The ChoroQ brand and toy line--also known as Penny Racers in the U.S.—has its own long-running series of games, and this iteration is by far the most refined. Developed by Takara, ChoroQ is combination of a fantasy style racer with the depth and story of a traditional role playing game, using an updated graphical engine, containing more cars, parts and extras than any previous version.

Genre: Racing
Publisher: Atlus
Developer: Takara
Release Date: November 1, 2004

You know, I'm still not sure whether or not there are actually people in these things.

The cars, I mean.

I don't think there are.

The cars may as well be alive. They spin in place, all live in houses large enough to accommodate them, and talk to each other by getting into collision accidents. They also have rivals, backstories, and strange, disturbed dreams, and settle their disagreements by seeing who's the fastest. Whoever is the fastest is the smartest, and the best. For a car, this makes sense, and it also makes one wonder.

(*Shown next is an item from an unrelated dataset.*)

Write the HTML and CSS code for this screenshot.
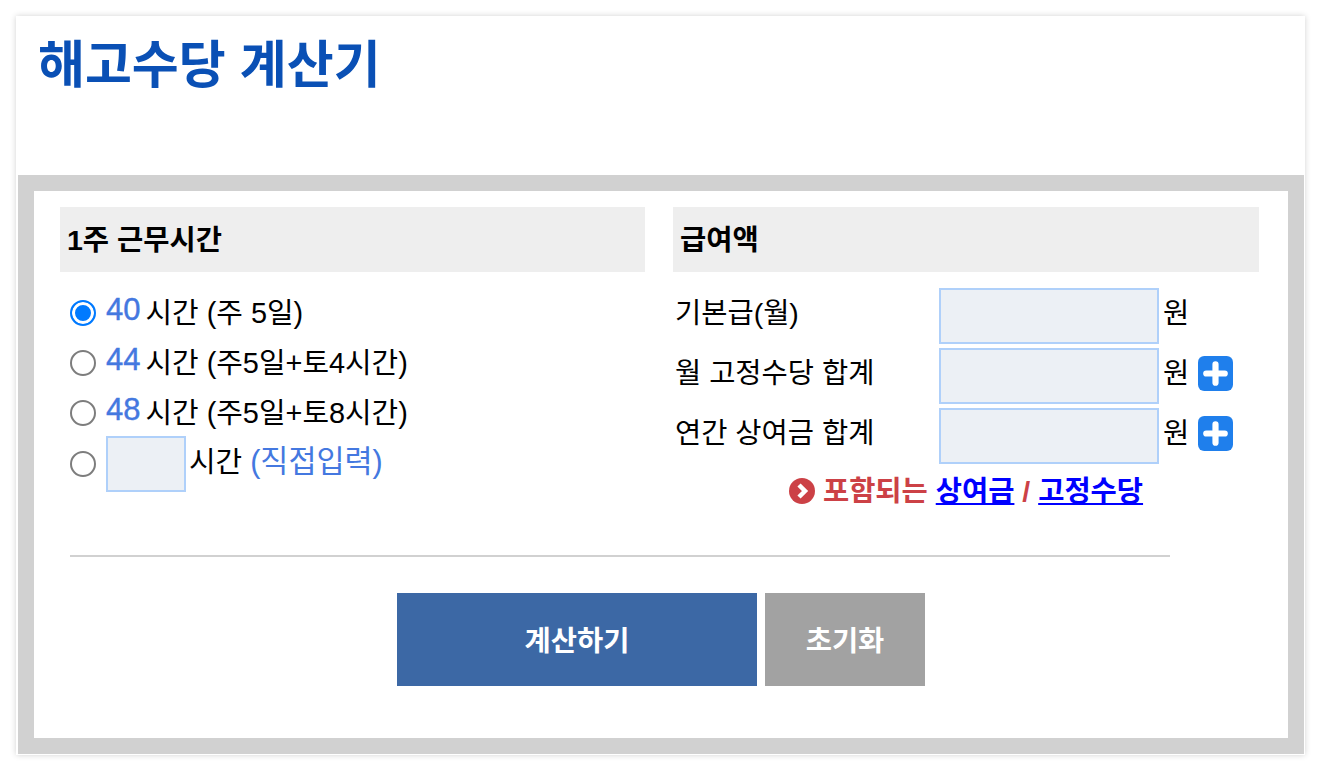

Am I looking through some odd mystical window, gazing into the secret life of automobiles? Is this what our own cars would act like if left to their own vices?
Do they have affairs? Do they attend public schools? Where do minivans come from? The Car Stork, as people have always told us, or… somewhere else?

It boggles the mind and stirs the soul. The colors, man... the colors.

There's no contesting it: ChoroQ is made out of cars which are made out of people which are made out of… Square-Enix refugees, apparently.

Okay! If you've made it through those above paragraphs and are still with me, then congratulations. ChoroQ won't melt your brain. Much. Even if it does, it'll still prove to be charming as all heck. This title is an embodiment of the "Japanese quirk" factor of games like Katamari Damacy, taken to the other side of the spectrum – the side we usually expect to see. It's the side where everything is so confusing, yet simultaneously so simplistic, that it's impossible not to warm oneself up to, given enough time.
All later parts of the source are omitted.